━━━━━ MATERIAL PROVIDED ━━━━━
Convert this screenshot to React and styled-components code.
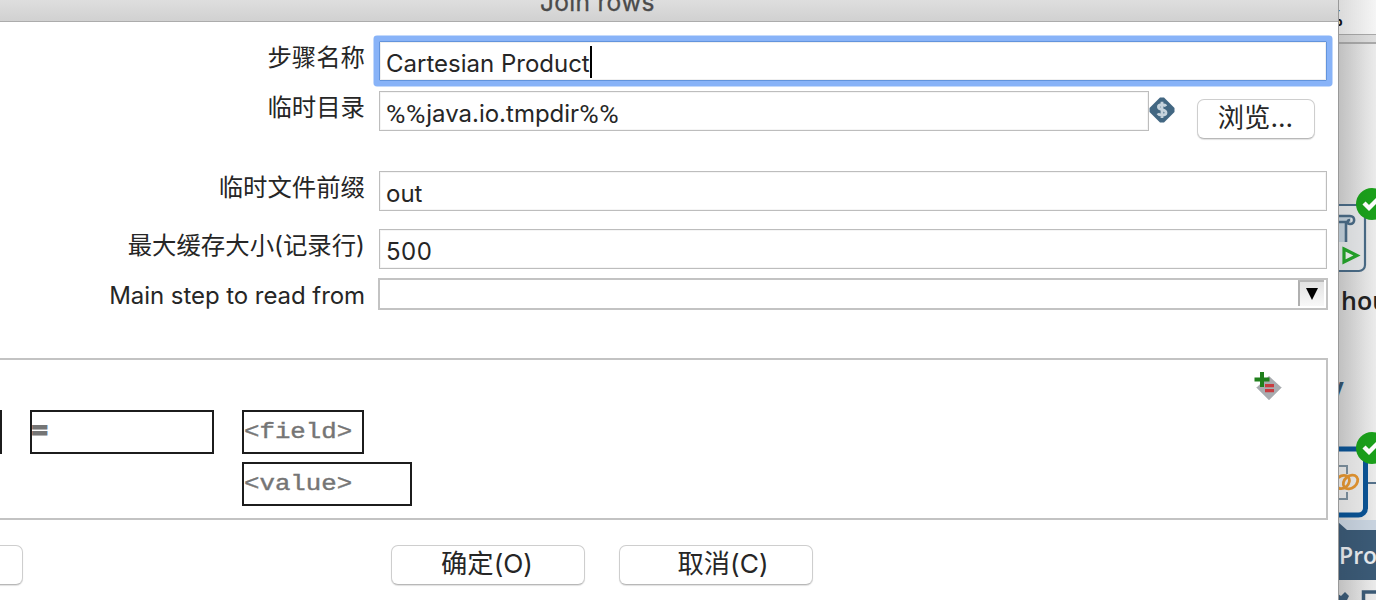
import React, { useState } from 'react'
import styled, { createGlobalStyle } from 'styled-components'


const GlobalStyle = createGlobalStyle`
* {
box-sizing: border-box;
}
body {
margin: 0;
overflow: hidden;
background: #ececec;
font-family: Inter, "Noto Sans CJK SC", sans-serif;
color: #262626;
}
`
const Page = styled.div`
display: flex;
width: 1376px;
height: 600px;
overflow: hidden;
`
const Dialog = styled.div`
width: 1338px;
flex: none;
display: flex;
flex-direction: column;
background: #fff;
`
const TitleBar = styled.div`
height: 22px;
padding-left: 540px;
overflow: hidden;
background: linear-gradient(#dedede, #d1d1d1);
border-bottom: 1px solid #acacac;
`
const Title = styled.div`
margin-top: -13px;
font-size: 24.5px;
line-height: 31px;
letter-spacing: 0.3px;
color: #4b4b4b;
-webkit-text-stroke: 0.3px #4b4b4b;
white-space: nowrap;
`
const Form = styled.div`
padding-top: 19px;
display: flex;
flex-direction: column;
`
const Row = styled.div`
display: flex;
align-items: flex-start;
height: ${props => props.height || 40}px;
margin-bottom: ${props => props.gap}px;
`
const Label = styled.label`
width: 365px;
flex: none;
margin-right: ${props => props.gap || 14}px;
margin-top: ${props => props.top}px;
text-align: right;
font-size: ${props => props.size || 24.4}px;
line-height: 34px;
letter-spacing: ${props => props.spacing || 0}px;
white-space: nowrap;
`
const Field = styled.div`
width: ${props => props.width || 948}px;
height: 40px;
flex: none;
display: flex;
align-items: center;
padding: 5px 0 0 6px;
background: #fff;
border: 1px solid ${props => props.focused ? '#6394dc' : '#bdbdbd'};
border-radius: ${props => props.focused ? '1px' : '0'};
box-shadow: ${props => props.focused ? '0 0 0 5.5px #88b3f8, inset 0 0 0 1px #f0f0f0' : 'inset 0 0 0 1px #f5f5f5'};
font-size: 24px;
line-height: 30px;
letter-spacing: ${props => props.spacing || 0}px;
white-space: nowrap;
`
const Percent = styled.span`
font-family: Roboto, sans-serif;
font-size: 26.5px;
letter-spacing: 0.7px;
`
const Caret = styled.span`
width: 2px;
height: 32px;
margin-top: -4px;
background: #000;
`
const VariableMark = styled.svg`
width: 26px;
height: 26px;
flex: none;
margin-top: 6px;
`
const Button = styled.button`
width: ${props => props.width}px;
height: 40px;
flex: none;
padding: 0 ${props => props.shift < 0 ? -props.shift : 0}px 2px ${props => props.shift > 0 ? props.shift : 0}px;
margin: ${props => props.margin || 0};
border: 1px solid #cecece;
border-bottom-color: #b8b8b8;
border-radius: 7px;
background: #fff;
box-shadow: 0 1px 1px rgba(0, 0, 0, 0.12);
font-family: inherit;
font-size: 26.3px;
line-height: 34px;
color: #262626;
white-space: nowrap;
`
const Combo = styled.div`
width: 950px;
height: 32px;
flex: none;
display: flex;
justify-content: flex-end;
border: 2px solid #c3c3c3;
padding-right: 2px;
`
const ComboArrow = styled.div`
width: 26px;
height: 26px;
border-left: 2px solid #b0b0b0;
border-top: 2px solid #b8b8b8;
background: linear-gradient(#e2e2e2, #f8f8f8);
`
const Condition = styled.div`
width: 1330px;
height: 162px;
margin: 0 0 0 -2px;
display: flex;
justify-content: space-between;
border: 2px solid #c3c3c3;
`
const ConditionGrid = styled.div`
display: grid;
grid-template-columns: 2px 184px 170px;
grid-template-rows: 44px 44px;
column-gap: 28px;
row-gap: 8px;
padding-top: 50px;
`
const Cell = styled.div`
width: ${props => props.width}px;
height: 44px;
grid-column: ${props => props.column};
justify-self: ${props => props.column === 1 ? 'end' : 'start'};
border: 2px solid #1c1c1c;
`
const CellText = styled.span`
display: inline-block;
transform: scaleX(1.17);
transform-origin: 0 0;
font-family: "Liberation Mono", monospace;
font-size: 22px;
font-weight: ${props => props.bold ? 700 : 400};
line-height: 38px;
padding-top: 2px;
color: #757575;
-webkit-text-stroke: ${props => props.bold ? 2 : 0.4}px #757575;
white-space: nowrap;
`
const AddMark = styled.svg`
width: 30px;
height: 32px;
margin: 10px 44px 0 0;
`
const Footer = styled.div`
display: flex;
padding-top: 25px;
`
const Canvas = styled.div`
position: relative;
width: 38px;
height: 600px;
flex: none;
overflow: hidden;
background: linear-gradient(90deg, #d0d0d0, #e6e6e6 75%, #ebebeb);
`
const Toolbar = styled.div`
height: 44px;
background: linear-gradient(90deg, #ededed, #f5f5f5);
border-bottom: 2px solid #a9a9a9;
`
const ZoomLevel = styled.div`
height: 35px;
border-bottom: 1px solid #a8a8a8;
padding-top: 4px;
font-size: 21px;
font-weight: 600;
line-height: 30px;
color: #111;
text-indent: -15px;
`
const ToolbarEdge = styled.div`
height: 7px;
background: linear-gradient(90deg, #d6d6d6, #dedede);
`
const Nodes = styled.svg`
position: absolute;
left: 0;
top: 0;
`
const NodeName = styled.div`
position: absolute;
left: ${props => props.left}px;
top: ${props => props.top}px;
font-family: "Open Sans", sans-serif;
font-size: ${props => props.size}px;
font-weight: ${props => props.weight || 600};
line-height: 30px;
color: ${props => props.color};
white-space: nowrap;
`
const Shade = styled.div`
position: absolute;
left: 0;
top: 0;
width: 38px;
height: 600px;
border-left: 1px solid #999;
background: linear-gradient(90deg, rgba(0, 0, 0, 0.08), rgba(0, 0, 0, 0));
`


const Check = ({ x, y }) => (
    <g transform={`translate(${x} ${y})`}>
        <circle r="16" fill="#1ba01b" />
        <path d="M-8 -1 L-3 4 L7 -6" fill="none" stroke="#fff" strokeWidth="4.4" />
    </g>
)

const App = () => {
    const [focus, setFocus] = useState('name')
    return (
        <Page>
            <GlobalStyle />
            <Dialog>
                <TitleBar><Title>Join rows</Title></TitleBar>
                <Form>
                    <Row gap={10}>
                        <Label top={-1}>步骤名称</Label>
                        <Field focused={focus === 'name'} spacing={0} onClick={() => setFocus('name')}>
                            Cartesian Product{focus === 'name' && <Caret />}
                        </Field>
                    </Row>
                    <Row gap={40}>
                        <Label top={-1}>临时目录</Label>
                        <Field width={770} spacing={0} focused={focus === 'dir'} onClick={() => setFocus('dir')}>
                            <Percent>%%</Percent>java.io.tmpdir<Percent>%%</Percent>
                        </Field>
                        <VariableMark viewBox="0 0 26 26">
                            <path d="M11 0.5 h4 L25.5 11 v4 L15 25.5 h-4 L0.5 15 v-4Z" fill="#426782" />
                            <path d="M17 9.2 C16 7.5 9.4 6.8 9.4 10 C9.4 13.5 17 11.8 17 15.8 C17 19.2 10 18.6 8.8 16.4 M13 4.8 V21" fill="none" stroke="#c6d3dc" strokeWidth="2.8" />
                        </VariableMark>
                        <Button width={118} margin="8px 0 0 22px" shift={-1}>浏览...</Button>
                    </Row>
                    <Row gap={18}>
                        <Label top={-1}>临时文件前缀</Label>
                        <Field focused={focus === 'prefix'} onClick={() => setFocus('prefix')}>out</Field>
                    </Row>
                    <Row gap={9}>
                        <Label top={-1}>最大缓存大小(记录行)</Label>
                        <Field focused={focus === 'cache'} spacing={0.5} onClick={() => setFocus('cache')}>500</Field>
                    </Row>
                    <Row gap={48} height={32}>
                        <Label top={1} gap={13} size={24} spacing={-0.06}>Main step to read from</Label>
                        <Combo>
                            <ComboArrow>
                                <svg width="24" height="24" viewBox="0 0 24 24" display="block">
                                    <path d="M6 6 H18 L12 18Z" fill="#000" />
                                </svg>
                            </ComboArrow>
                        </Combo>
                    </Row>
                </Form>
                <Condition>
                    <ConditionGrid>
                        <Cell column={1} width={60} />
                        <Cell column={2} width={184}><CellText bold>=</CellText></Cell>
                        <Cell column={3} width={122}><CellText>&lt;field&gt;</CellText></Cell>
                        <Cell column={3} width={170}><CellText>&lt;value&gt;</CellText></Cell>
                    </ConditionGrid>
                    <AddMark viewBox="0 0 30 32">
                        <path d="M17 6 L29.5 17.5 L17 30 L4.5 17.5Z" fill="#a8abaf" />
                        <path d="M4.5 17.5 L17 30 L29.5 17.5" fill="none" stroke="#c3c5c7" />
                        <path d="M13 15.7 H22 M13 20.7 H22" stroke="#c83c40" strokeWidth="3.2" />
                        <path d="M2.5 9.5 H17.5 M10 2 V17" stroke="#20801c" strokeWidth="4" />
                    </AddMark>
                </Condition>
                <Footer>
                    <Button width={60} margin="0 368px 0 -37px" />
                    <Button width={194} margin="0 34px 0 0" shift={-2}>确定(O)</Button>
                    <Button width={194} shift={14}>取消(C)</Button>
                </Footer>
            </Dialog>
            <Canvas>
                <Toolbar>
                    <ZoomLevel>%</ZoomLevel>
                    <ToolbarEdge />
                </Toolbar>
                <Nodes width="38" height="600" viewBox="0 0 38 600">
                    <rect x="-40" y="205" width="67" height="66" rx="6" fill="#e4e6e8" stroke="#4a6b86" strokeWidth="2.2" />
                    <path d="M0 216 H13 V222 H9 V242 H0Z" fill="#c2d0db" />
                    <path d="M0 216 H12 C17.5 216 17.5 224 12 224 C9 224 9 220 12 220 M0 222 H8 V242" fill="none" stroke="#4a6b86" strokeWidth="2.6" />
                    <path d="M6 249 L19 255.5 L6 262Z" fill="#eef3ee" stroke="#25a52a" strokeWidth="3.2" />
                    <Check x={34} y={204} />
                    <path d="M29 483 H38" stroke="#54718a" strokeWidth="2" />
                    <rect x="-40" y="449" width="67.5" height="66" rx="7" fill="#eaeaea" stroke="#0b5394" strokeWidth="5" />
                    <path d="M0 466 H9 V474 M9 492 V499 H0" fill="none" stroke="#7d909e" strokeWidth="2" />
                    <ellipse cx="4.5" cy="482" rx="7.5" ry="6" fill="none" stroke="#e39531" strokeWidth="2.8" transform="rotate(-40 4.5 482)" />
                    <ellipse cx="12.5" cy="482" rx="8" ry="6" fill="none" stroke="#e39531" strokeWidth="2.8" transform="rotate(-40 12.5 482)" />
                    <Check x={34} y={448} />
                    <rect x="0" y="520" width="38" height="12" fill="#c8d3df" />
                    <path d="M0 522 L9 530 H38 V580 H0Z" fill="#3b5a76" />
                    <path d="M0 594 l3 2 l4 -4 l4 4 l-2 4 H0Z" fill="#3b5a76" />
                    <path d="M25.5 602 V592 H40" fill="none" stroke="#3b5a76" strokeWidth="3.5" />
                </Nodes>
                <NodeName left={3} top={285} size={25} color="#222">hou</NodeName>
                <NodeName left={-8} top={371} size={24} color="#33536e" weight={700}>y</NodeName>
                <NodeName left={1} top={540} size={23} color="#e8ebee">Pro</NodeName>
                <Shade />
            </Canvas>
        </Page>
    )
}

export default App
━━━━━
REQUIREMENTS
Pick out each line containing "React" and report it.

IN RESPONSE
Convert this screenshot to React and styled-components code.
import React, { useState } from 'react'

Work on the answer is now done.